Jan 26 (Reuters) - Euro zone inflation could fall faster than expected this year as economic growth will remain anaemic, two key surveys published by the European Central Bank showed on Friday, likely bolstering bets for interest rate cuts starting this spring.

Inflation in 2024 could average 2.4%, less than the 2.7% seen three months ago and the 2.7% projected by ECB staff, the ECB's Survey of Professional Forecasters, a key input in the bank's policy deliberations, showed.

In 2025, inflation could average 2.0%, in line with the ECB's target, versus 2.1% seen earlier,

This downgrade was consistent with the findings of a separate survey of the ECB's contacts with corporations.

"Contacts reported that growth in selling prices remained moderate in the fourth quarter of 2023, with some further easing expected in the short term," the ECB said.

The ECB kept interest rates unchanged on Thursday and insisted that even a discussion about rate cuts was premature because prices pressures have yet to be fully extinguished.

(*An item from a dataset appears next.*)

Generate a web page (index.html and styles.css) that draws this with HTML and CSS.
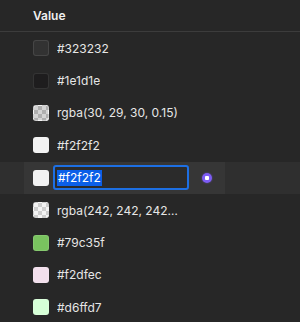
FILE: index.html
```html
<!DOCTYPE html>
<html lang="en">
<head>
    <meta charset="UTF-8">
    <title>Color Tokens</title>
    <link rel="stylesheet" href="styles.css">
</head>
<body>
    <div class="table">
        <div class="head">
            <span class="head-label">Value</span>
        </div>

        <div class="row">
            <div class="cell"><span class="swatch" style="background: #323232"></span><span class="value">#323232</span></div>
        </div>
        <div class="row">
            <div class="cell"><span class="swatch" style="background: #1e1d1e"></span><span class="value">#1e1d1e</span></div>
        </div>
        <div class="row">
            <div class="cell"><span class="swatch checker"><span class="tint" style="background: rgba(30, 29, 30, 0.15)"></span></span><span class="value">rgba(30, 29, 30, 0.15)</span></div>
        </div>
        <div class="row">
            <div class="cell"><span class="swatch" style="background: #f2f2f2"></span><span class="value">#f2f2f2</span></div>
        </div>
        <div class="row editing">
            <div class="cell">
                <span class="swatch" style="background: #f2f2f2"></span>
                <div class="input"><span class="selected">#f2f2f2</span></div>
                <span class="dot"></span>
            </div>
        </div>
        <div class="row">
            <div class="cell"><span class="swatch checker"><span class="tint" style="background: rgba(242, 242, 242, 0.15)"></span></span><span class="value">rgba(242, 242, 242, 0.15)</span></div>
        </div>
        <div class="row">
            <div class="cell"><span class="swatch" style="background: #79c35f"></span><span class="value">#79c35f</span></div>
        </div>
        <div class="row">
            <div class="cell"><span class="swatch" style="background: #f2dfec"></span><span class="value">#f2dfec</span></div>
        </div>
        <div class="row">
            <div class="cell"><span class="swatch" style="background: #d6ffd7"></span><span class="value">#d6ffd7</span></div>
        </div>
    </div>
</body>
</html>
```

FILE: styles.css
```css
* {
    margin: 0;
    padding: 0;
    box-sizing: border-box;
}

body {
    font-family: Inter, 'Noto Sans', sans-serif;
    font-size: 12px;
    color: #e6e6e6;
    background: #272727;
    overflow: hidden;
}

.head {
    height: 32px;
    display: flex;
    align-items: center;
    padding-left: 33px;
    border-bottom: 1px solid #3c3c3c;
}

.head-label {
    font-weight: 600;
    color: #f0f0f0;
}

.row {
    height: 32.4px;
    display: flex;
}

.cell {
    width: 201px;
    margin-left: 24px;
    padding-left: 9px;
    display: flex;
    align-items: center;
    gap: 8px;
}

.row.editing {
    background: #2f2f2f;
}

.row.editing .cell {
    background: #363636;
    gap: 4px;
}

.swatch {
    width: 16px;
    height: 16px;
    border-radius: 3px;
    border: 1px solid rgba(255, 255, 255, 0.1);
    flex-shrink: 0;
    overflow: hidden;
}

.checker {
    background-color: #f4f4f4;
    background-image:
        linear-gradient(45deg, #c8c8c8 25%, transparent 25%, transparent 75%, #c8c8c8 75%),
        linear-gradient(45deg, #c8c8c8 25%, transparent 25%, transparent 75%, #c8c8c8 75%);
    background-size: 8px 8px;
    background-position: 0 0, 4px 4px;
}

.tint {
    display: block;
    width: 100%;
    height: 100%;
}

.value {
    max-width: 122px;
    white-space: nowrap;
    overflow: hidden;
    text-overflow: ellipsis;
}

.input {
    width: 136px;
    height: 25px;
    border: 2px solid #1d6fe3;
    border-radius: 3px;
    background: #2b2b2b;
    display: flex;
    align-items: center;
    padding-left: 2px;
}

.selected {
    background: #0b5fe8;
    color: #ffffff;
    padding: 1px 1px;
    line-height: 14px;
}

.dot {
    width: 10px;
    height: 10px;
    border-radius: 50%;
    background: radial-gradient(circle, #ffffff 0 2px, #7d5cf5 2.5px);
    margin-left: 9px;
    box-shadow: 0 0 2px rgba(125, 92, 245, 0.6);
}
```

But many economists think the ECB is overly pessimistic about inflation as weak growth, moderating commodity prices, lower than feared wage growth and the impact of past rate hikes are all pointing to price growth falling back to the ECB's 2% target sooner than its 2025 projection.

Indeed, the forecasters' survey sees anaemic economic growth this year and GDP is seen expanding by 0.6% in 2024, less than the 0.9% seen in the previous forecast. In 2025, they see growth at 1.3%, down from 1.5%.

This increasingly pessimistic outlook is echoed by the corporate survey.

"Contacts painted a largely unchanged picture of activity stagnating or contracting slightly in the fourth quarter of 2023, with little or no pick-up expected in the first quarter of 2024," the ECB said.

Firms said they expected the jobs market to soften given prolonged uncertainty and an increasing need to contain costs.